We asked Dugay Forrester and Pomerleau for tips on how and where to score the best in Boston vintage, from cowboy boots to cocktails dresses. Whether you’re wandering booths or picking up well-worn Levi’s at Pomerleau’s own Vivant Vintage, Dugay Forrester offers this advice for making the most out of the treasure hunt: “Be super open-minded.
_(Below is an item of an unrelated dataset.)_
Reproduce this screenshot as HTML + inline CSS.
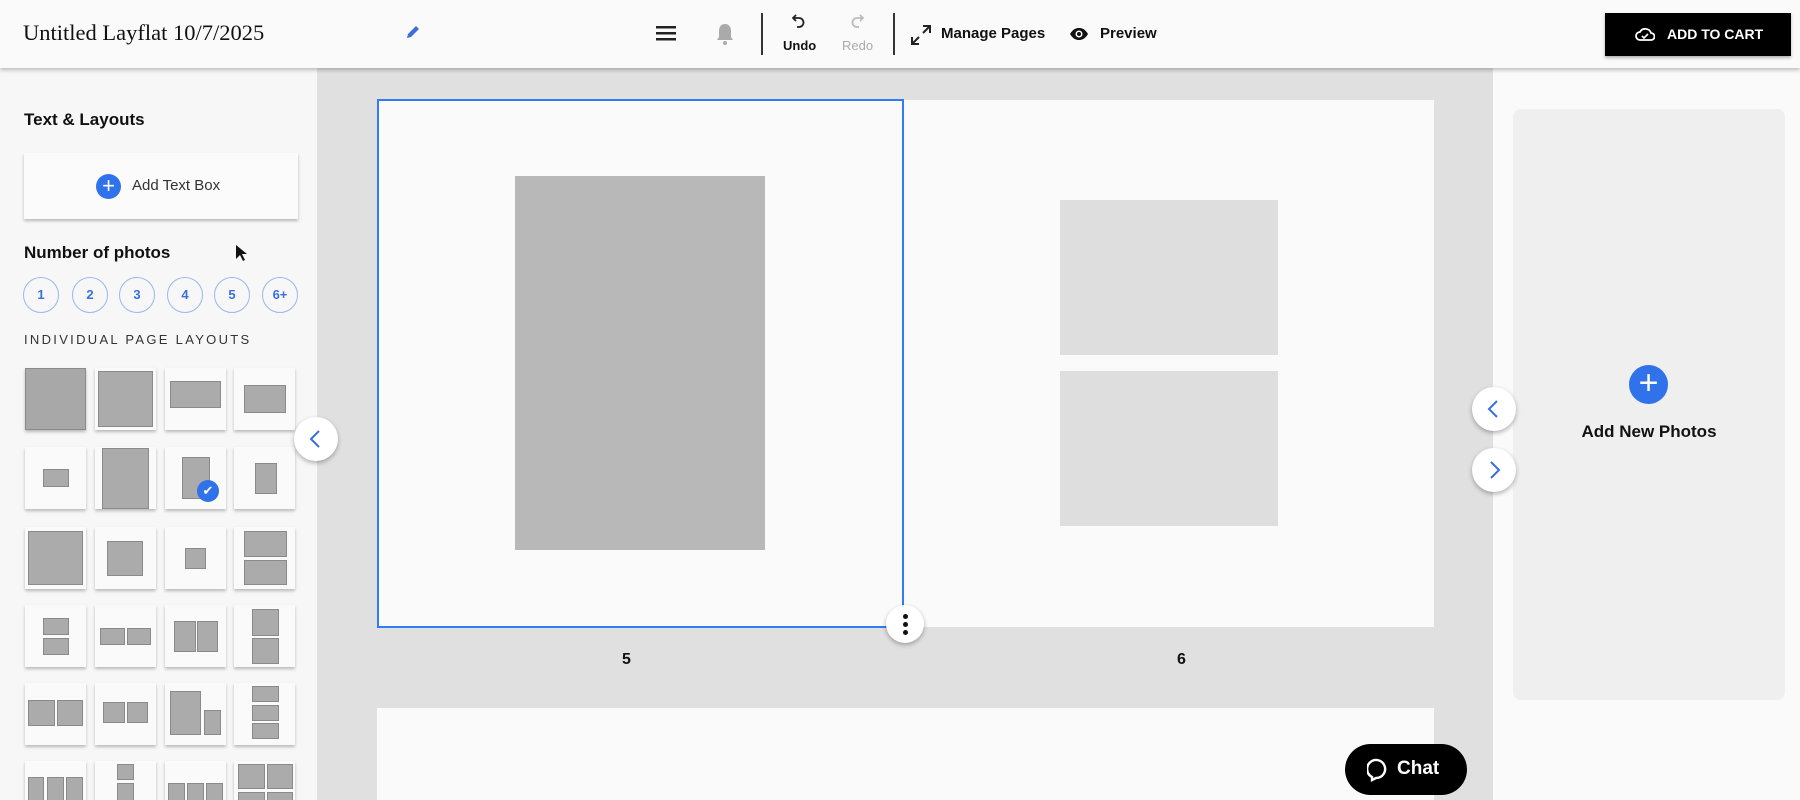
<!DOCTYPE html>
<html><head><meta charset="utf-8"><style>
*{box-sizing:border-box;margin:0;padding:0}
html,body{width:1800px;height:800px;overflow:hidden}
body{background:#e0e0e0;font-family:"Liberation Sans",sans-serif;color:#111}
#wrap{position:relative;width:1800px;height:800px;overflow:hidden}
.a{position:absolute}
#hdr{left:0;top:0;width:1800px;height:68px;background:#fafafa;box-shadow:0 2px 4px rgba(0,0,0,.25);z-index:5}
#side{left:0;top:68px;width:317px;height:732px;background:#f7f7f7;overflow:hidden}
#right{left:1493px;top:68px;width:307px;height:732px;background:#fafafa}
.tile{position:absolute;width:61px;height:62px;background:#fafafa;box-shadow:0 2px 3px rgba(0,0,0,.25)}
.r{position:absolute;background:#ababab;border:1px solid #8a8a8a}
.c{position:absolute;width:36px;height:36px;border:1px solid #9bb6ee;border-radius:50%;color:#3b6fd9;font-size:13px;font-weight:bold;text-align:center;line-height:34px;top:277px}
.circ{position:absolute;border-radius:50%;background:#fff;box-shadow:0 2px 5px rgba(0,0,0,.3)}
</style></head><body><div id="wrap">
<div id="hdr" class="a">
  <div class="a" style="left:23px;top:20px;font-family:'Liberation Serif',serif;font-size:22.5px;color:#111">Untitled Layflat 10/7/2025</div>
  <svg class="a" style="left:405px;top:24px" width="16" height="16" viewBox="0 0 16 16"><path d="M2 14l1-4 8-8 3 3-8 8z" fill="#3b6fd9"/></svg>
  <svg class="a" style="left:656px;top:25px" width="20" height="16"><rect y="1" width="20" height="2.5" fill="#222"/><rect y="7" width="20" height="2.5" fill="#222"/><rect y="13" width="20" height="2.5" fill="#222"/></svg>
  <svg class="a" style="left:716px;top:23px" width="18" height="22" viewBox="0 0 18 22"><path d="M9 1c-4 0-6 3-6 7v6l-2 3h16l-2-3V8c0-4-2-7-6-7z" fill="#aaa"/><circle cx="9" cy="20" r="2" fill="#aaa"/></svg>
  <div class="a" style="left:761px;top:13px;width:2px;height:42px;background:#333"></div>
  <svg class="a" style="left:792px;top:13px" width="14" height="16" viewBox="0 0 14 16"><path d="M4 2L1 5l3 3M1 5h6a4 4 0 0 1 0 9H5" fill="none" stroke="#222" stroke-width="1.8"/></svg>
  <div class="a" style="left:783px;top:38px;font-size:13px;font-weight:bold">Undo</div>
  <svg class="a" style="left:850px;top:13px" width="14" height="16" viewBox="0 0 14 16"><path d="M10 2l3 3-3 3M13 5H7a4 4 0 0 0 0 9h2" fill="none" stroke="#bbb" stroke-width="1.8"/></svg>
  <div class="a" style="left:842px;top:38px;font-size:13px;color:#aaa">Redo</div>
  <div class="a" style="left:893px;top:13px;width:2px;height:42px;background:#333"></div>
  <svg class="a" style="left:910px;top:24px" width="22" height="22" viewBox="0 0 22 22"><path d="M13 2h7v7M20 2l-7 7M2 13v7h7M2 20l7-7" fill="none" stroke="#222" stroke-width="2"/></svg>
  <div class="a" style="left:941px;top:25px;font-size:15px;font-weight:bold">Manage Pages</div>
  <svg class="a" style="left:1069px;top:27px" width="20" height="14" viewBox="0 0 20 14"><path d="M1 7c3-5 6-6 9-6s6 1 9 6c-3 5-6 6-9 6s-6-1-9-6z" fill="#111"/><circle cx="10" cy="7" r="3.5" fill="#fff"/><circle cx="10" cy="7" r="2" fill="#111"/></svg>
  <div class="a" style="left:1100px;top:25px;font-size:15px;font-weight:bold">Preview</div>
  <div class="a" style="left:1605px;top:13px;width:186px;height:43px;background:#000;box-shadow:0 2px 3px rgba(0,0,0,.3)"></div>
  <svg class="a" style="left:1635px;top:25px" width="20" height="18" viewBox="0 0 20 18"><path d="M5 15a4 4 0 0 1 0-8 6 6 0 0 1 11 1 3.5 3.5 0 0 1 0 7z" fill="none" stroke="#fff" stroke-width="1.8"/><path d="M7 11l2 2 4-4" fill="none" stroke="#fff" stroke-width="1.6"/></svg>
  <div class="a" style="left:1667px;top:26px;font-size:14px;font-weight:bold;color:#fff">ADD TO CART</div>
</div>

<div id="side" class="a">
  <div class="a" style="left:24px;top:42px;font-size:17px;font-weight:bold">Text &amp; Layouts</div>
  <div class="a" style="left:24px;top:85px;width:274px;height:66px;background:#fbfbfb;box-shadow:0 2px 3px rgba(0,0,0,.25)"></div>
  <div class="a" style="left:96px;top:106px;width:25px;height:25px;border-radius:50%;background:#3072ea;color:#fff;text-align:center;line-height:24px;font-size:22px">+</div>
  <div class="a" style="left:132px;top:109px;font-size:15px;color:#333">Add Text Box</div>
  <div class="a" style="left:24px;top:175px;font-size:17px;font-weight:bold">Number of photos</div>
  <svg class="a" style="left:235px;top:176px" width="12" height="18" viewBox="0 0 12 18"><path d="M1 1v14l4-4 3 6 2-1-3-6h5z" fill="#111"/></svg>
  <div class="a" style="left:24px;top:264px;font-size:13px;letter-spacing:2.3px;color:#333">INDIVIDUAL PAGE LAYOUTS</div>
</div>
<div class="c" style="left:23px">1</div><div class="c" style="left:72px">2</div><div class="c" style="left:119px">3</div><div class="c" style="left:167px">4</div><div class="c" style="left:214px">5</div><div class="c" style="left:262px">6+</div>

<div class="tile" style="left:25px;top:368px;background:#a8a8a8;border:1px solid #8a8a8a"></div>
<div class="tile" style="left:95px;top:368px"><div class="r" style="left:3px;top:3px;width:55px;height:56px"></div></div>
<div class="tile" style="left:165px;top:368px"><div class="r" style="left:5px;top:13px;width:51px;height:27px"></div></div>
<div class="tile" style="left:234px;top:368px"><div class="r" style="left:10px;top:17px;width:42px;height:28px"></div></div>

<div class="tile" style="left:25px;top:447px"><div class="r" style="left:18px;top:22px;width:26px;height:18px"></div></div>
<div class="tile" style="left:95px;top:447px"><div class="r" style="left:7px;top:1px;width:47px;height:61px"></div></div>
<div class="tile" style="left:165px;top:447px"><div class="r" style="left:17px;top:10px;width:28px;height:42px"></div><div class="a" style="left:32px;top:33px;width:22px;height:22px;border-radius:50%;background:#3072ea;color:#fff;font-size:13px;text-align:center;line-height:22px">✔</div></div>
<div class="tile" style="left:234px;top:447px"><div class="r" style="left:21px;top:16px;width:22px;height:31px"></div></div>

<div class="tile" style="left:25px;top:527px"><div class="r" style="left:3px;top:4px;width:55px;height:54px"></div></div>
<div class="tile" style="left:95px;top:527px"><div class="r" style="left:12px;top:14px;width:36px;height:35px"></div></div>
<div class="tile" style="left:165px;top:527px"><div class="r" style="left:20px;top:21px;width:21px;height:21px"></div></div>
<div class="tile" style="left:234px;top:527px"><div class="r" style="left:10px;top:4px;width:43px;height:26px"></div><div class="r" style="left:10px;top:33px;width:43px;height:25px"></div></div>

<div class="tile" style="left:25px;top:605px"><div class="r" style="left:18px;top:13px;width:26px;height:17px"></div><div class="r" style="left:18px;top:33px;width:26px;height:17px"></div></div>
<div class="tile" style="left:95px;top:605px"><div class="r" style="left:5px;top:23px;width:25px;height:17px"></div><div class="r" style="left:32px;top:23px;width:24px;height:17px"></div></div>
<div class="tile" style="left:165px;top:605px"><div class="r" style="left:9px;top:16px;width:22px;height:31px"></div><div class="r" style="left:32px;top:16px;width:21px;height:31px"></div></div>
<div class="tile" style="left:234px;top:605px"><div class="r" style="left:18px;top:4px;width:27px;height:27px"></div><div class="r" style="left:18px;top:33px;width:27px;height:26px"></div></div>

<div class="tile" style="left:25px;top:683px"><div class="r" style="left:3px;top:17px;width:27px;height:26px"></div><div class="r" style="left:32px;top:17px;width:26px;height:26px"></div></div>
<div class="tile" style="left:95px;top:683px"><div class="r" style="left:8px;top:19px;width:22px;height:21px"></div><div class="r" style="left:32px;top:19px;width:21px;height:21px"></div></div>
<div class="tile" style="left:165px;top:683px"><div class="r" style="left:5px;top:8px;width:31px;height:44px"></div><div class="r" style="left:39px;top:27px;width:17px;height:25px"></div></div>
<div class="tile" style="left:234px;top:683px"><div class="r" style="left:18px;top:3px;width:27px;height:16px"></div><div class="r" style="left:18px;top:22px;width:27px;height:16px"></div><div class="r" style="left:18px;top:40px;width:27px;height:16px"></div></div>

<div class="tile" style="left:25px;top:761px"><div class="r" style="left:3px;top:16px;width:16px;height:30px"></div><div class="r" style="left:22px;top:16px;width:17px;height:30px"></div><div class="r" style="left:41px;top:16px;width:17px;height:30px"></div></div>
<div class="tile" style="left:95px;top:761px"><div class="r" style="left:22px;top:3px;width:17px;height:16px"></div><div class="r" style="left:22px;top:22px;width:17px;height:20px"></div></div>
<div class="tile" style="left:165px;top:761px"><div class="r" style="left:3px;top:22px;width:17px;height:20px"></div><div class="r" style="left:22px;top:22px;width:17px;height:20px"></div><div class="r" style="left:41px;top:22px;width:17px;height:20px"></div></div>
<div class="tile" style="left:234px;top:761px"><div class="r" style="left:4px;top:3px;width:27px;height:25px"></div><div class="r" style="left:33px;top:3px;width:26px;height:25px"></div><div class="r" style="left:4px;top:31px;width:27px;height:20px"></div><div class="r" style="left:33px;top:31px;width:26px;height:20px"></div></div>

<div class="a" style="left:377px;top:100px;width:1057px;height:527px;background:#fafafa"></div>
<div class="a" style="left:377px;top:99px;width:527px;height:529px;border:2px solid #2f7cf6"></div>
<div class="a" style="left:515px;top:176px;width:250px;height:374px;background:#b8b8b8"></div>
<div class="a" style="left:1060px;top:200px;width:218px;height:155px;background:#dedede"></div>
<div class="a" style="left:1060px;top:371px;width:218px;height:155px;background:#dedede"></div>
<div class="circ" style="left:886px;top:605px;width:38px;height:38px"><div class="a" style="left:17px;top:9px;width:5px;height:5px;border-radius:50%;background:#111;box-shadow:0 8px 0 #111,0 16px 0 #111"></div></div>
<div class="a" style="left:622px;top:651px;font-size:16px;font-weight:bold">5</div>
<div class="a" style="left:1177px;top:651px;font-size:16px;font-weight:bold">6</div>
<div class="a" style="left:377px;top:708px;width:1057px;height:92px;background:#fafafa"></div>
<div class="circ" style="left:294px;top:417px;width:44px;height:44px"><svg class="a" style="left:14px;top:12px" width="14" height="20"><path d="M11 2L3 10l8 8" fill="none" stroke="#3b6fd9" stroke-width="2"/></svg></div>

<div id="right" class="a"></div>
<div class="a" style="left:1513px;top:109px;width:272px;height:591px;background:#efefef;border-radius:8px"></div>
<div class="circ" style="left:1472px;top:387px;width:44px;height:44px"><svg class="a" style="left:14px;top:12px" width="14" height="20"><path d="M11 2L3 10l8 8" fill="none" stroke="#3b6fd9" stroke-width="2"/></svg></div>
<div class="circ" style="left:1472px;top:448px;width:44px;height:44px"><svg class="a" style="left:16px;top:12px" width="14" height="20"><path d="M3 2l8 8-8 8" fill="none" stroke="#3b6fd9" stroke-width="2"/></svg></div>
<div class="a" style="left:1629px;top:365px;width:39px;height:39px;border-radius:50%;background:#3072ea;color:#fff;font-size:34px;text-align:center;line-height:37px">+</div>
<div class="a" style="left:1560px;top:422px;width:178px;text-align:center;font-size:17px;font-weight:bold">Add New Photos</div>

<div class="a" style="left:1345px;top:744px;width:122px;height:51px;border-radius:26px;background:#000"></div>
<svg class="a" style="left:1367px;top:758px" width="22" height="24" viewBox="0 0 22 24"><path d="M5 19a9 9 0 1 1 4 1l-4 2z" fill="none" stroke="#fff" stroke-width="2.4"/></svg>
<div class="a" style="left:1397px;top:758px;font-size:19px;font-weight:bold;color:#fff">Chat</div>
</div></body></html>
Just try everything.”

Amanda Dugay Forrester

Amanda Dugay Forrester at the SoWa Vintage Market.

Retail Shops

High Energy Vintage
Both Dugay Forrester and Pomerleau love this Somerville shop for its menswear and video games, as well as its vinyl and vintage electronic gear. “It’s harder to find shops that have a strong menswear curation, but High Energy has it all, from flannels to cowboy boots,” Dugay Forrester said.

Great Eastern Trading Company
Even if you’ve already been, Dugay Forrester suggests revisiting this funky Cambridge standby — the large shop changed hands recently, and it offers a mix of costume and vintage gear. “It’s a whole new level of awesome now,” she said. While there’s an abundance of Western shirts and cowboy boots to be found, she particularly loves it for its selection of dresses, including vintage wedding gowns. Appointments can be made by brides-to-be who are looking to find their something old among the store’s collected inventory.


Vivant Vintage
Dugay Forrester pegged Pomerleau’s shop as one of her favorite spots for denim, boots, and jewelry. Vivant boasts a denim bar full of jeans for men and women, as well as a large collection of silver and turquoise rings. Pomerleau suggests visiting the shop during its popular events, like Tarot and Tea, happening on Jan. 28, during which shoppers can enjoy free drinks and tarot readings while they browse the shop’s selection of clothing and oddities.

This Fenway newcomer features streetwear from the ‘80s and ‘90s, a focus Dugay Forrester calls “brilliant” considering the student populations that reside nearby. Find acid-washed jeans, embroidered hoodies, and track jackets for men and women among this multi-dealer shop’s well-packed racks.

Bobby from Boston Warehouse
Popular vintage retailer Bobby from Boston has a secret, and it’s in Lynn. The high-end South End outfitter of fashionistas and period films the city over also owns a warehouse on the North Shore, chock-full of everything from vintage baseball uniforms to sequin cocktail dresses. You can make an appointment to visit the well-priced treasure trove, or check the warehouse’s Instagram account for public opening announcements.

The Garment District
“People say they have a hard time finding great stuff here, but the trick is to go often,” Dugay Forrester said. The two-floor staple of Boston’s vintage scene bills itself as “an alternative department store” and includes a large costume selection, ample menswear offerings, and used clothing ranging from turn-of-the-century to today. Motivated shoppers should be sure to dig around in the “Dollar-A-Pound” area, where piles of clothing sometimes yield diamonds in the rough.


 Justin Pomerleau (cq) , Creativ Extradordinaire ( his title) of clothing store Vivant Vintage

Justin Pomerleau of Vivant Vintage.


SoWa Vintage Market
Pomerleau finds larger markets to be some of the best places for vintage, noting that “people like the ephemera aspect” of a space occupied by multiple vendors with different points of view. The SoWa Vintage Market, located downstairs at the SoWa Market, is open year-round, featuring booths from vendors whose focuses range from clothing to housewares to lighting to furniture. Dugay Forrester is particularly fond of Wishlist, a vendor specializing in women’s clothing from the 1930s through the 1980s. “Every single thing on the rack is so well curated,” she said.

Brimfield Antique Show
Pomerleau curates the “Traveling Spectacular,” an enormous tent housing multiple vendors at the region’s most famous antiques fair, and Dugay Forrester has some pro advice for making the most of what can be an overwhelming event: “Go in July,” she said. “Fewer people go [then than in the spring and fall], because it’s so hot, so you get great deals. Make sure to bring sunblock, drink lots of water, and wear comfortable shoes.”